You never visited 4chan?

I have been a regular there since 2009. What point are you attempting to make?

They first entered your home illegally and found a joint on the table, and then got a warrant for the rest of the house. As pointed out in the article and in the title... they should need a warrant for the first image too.

This analogy is flat wrong. I already explained the difference.

most people (you excluded) believe that police shouldn't search private data of people just because some algorithm thinks so, without a warrant.

That is not what I believe. I think they should get a warrant to search any private data. In this case they're looking at a single image to determine whether it's illegal, as a reasonably reliable statistical test suggests it to be.

You're not explaining what difference it makes if a judge issues a warrant on the exact same criteria.

maronato · 2024-10-31T03:05:14 1730343914

As many others have said, Google isn’t using a cryptographic hash here. It’s using perceptual hashing, which isn’t collision-safe at all.

anigbrowl · 2024-10-31T03:07:04 1730344024

Did you read the whole thing?

and a more detailed examination of common perceptual hashing algorithms (skip to table 3 for the collision probabilities): https://ceur-ws.org/Vol-2904/81.pdf

And there was a whole lot of explanation of how probable cause works and how it's different from programmers' aspirations to perfection.

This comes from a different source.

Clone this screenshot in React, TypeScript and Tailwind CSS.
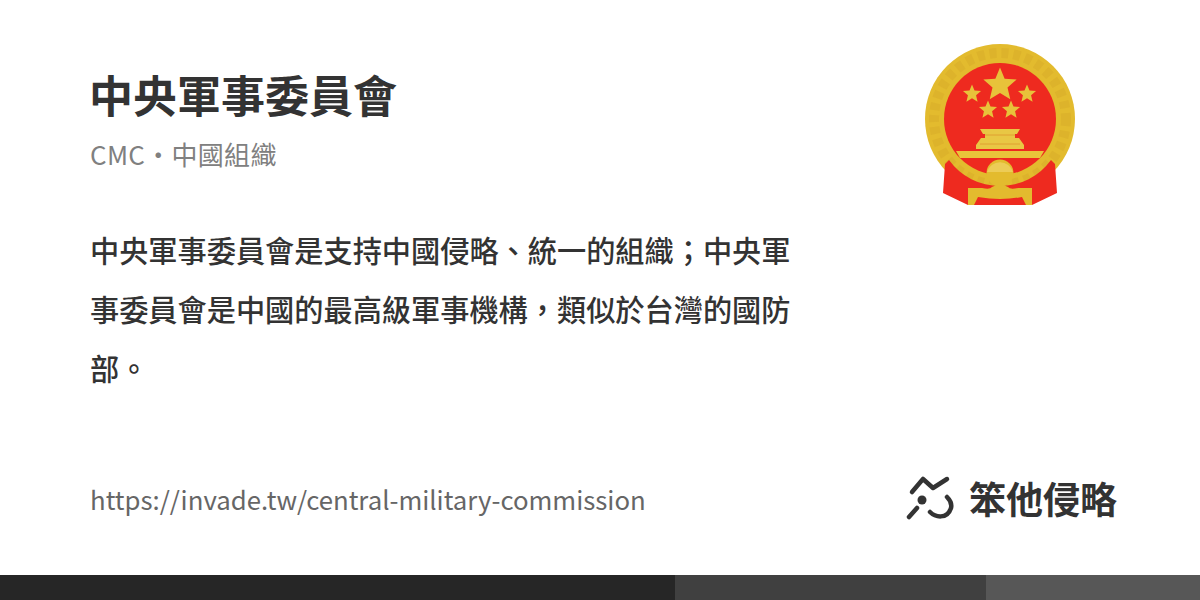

maronato · 2024-10-31T14:05:03 1730383503

The table only proves the point. The lowest probability in the table is 1 in 100_000. Most others are 1 in 100.

28 billion photos are uploaded every week to Google Photos[1]. That’s at least 280k false positives per week.

Should we really be performing 30 search warrants on innocent people per second?

[1] https://blog.google/products/photos/storage-changes/

anigbrowl · 2024-10-31T19:36:32 1730403392

Do you have any evidence that this is happening? You don't think someone would have noticed by now if it were?

And as I pointed out, we're not talking about a search warrant on a person, we're talking about whether it's necessary to get a search warrant to look at a picture to determine if it's an illegal image.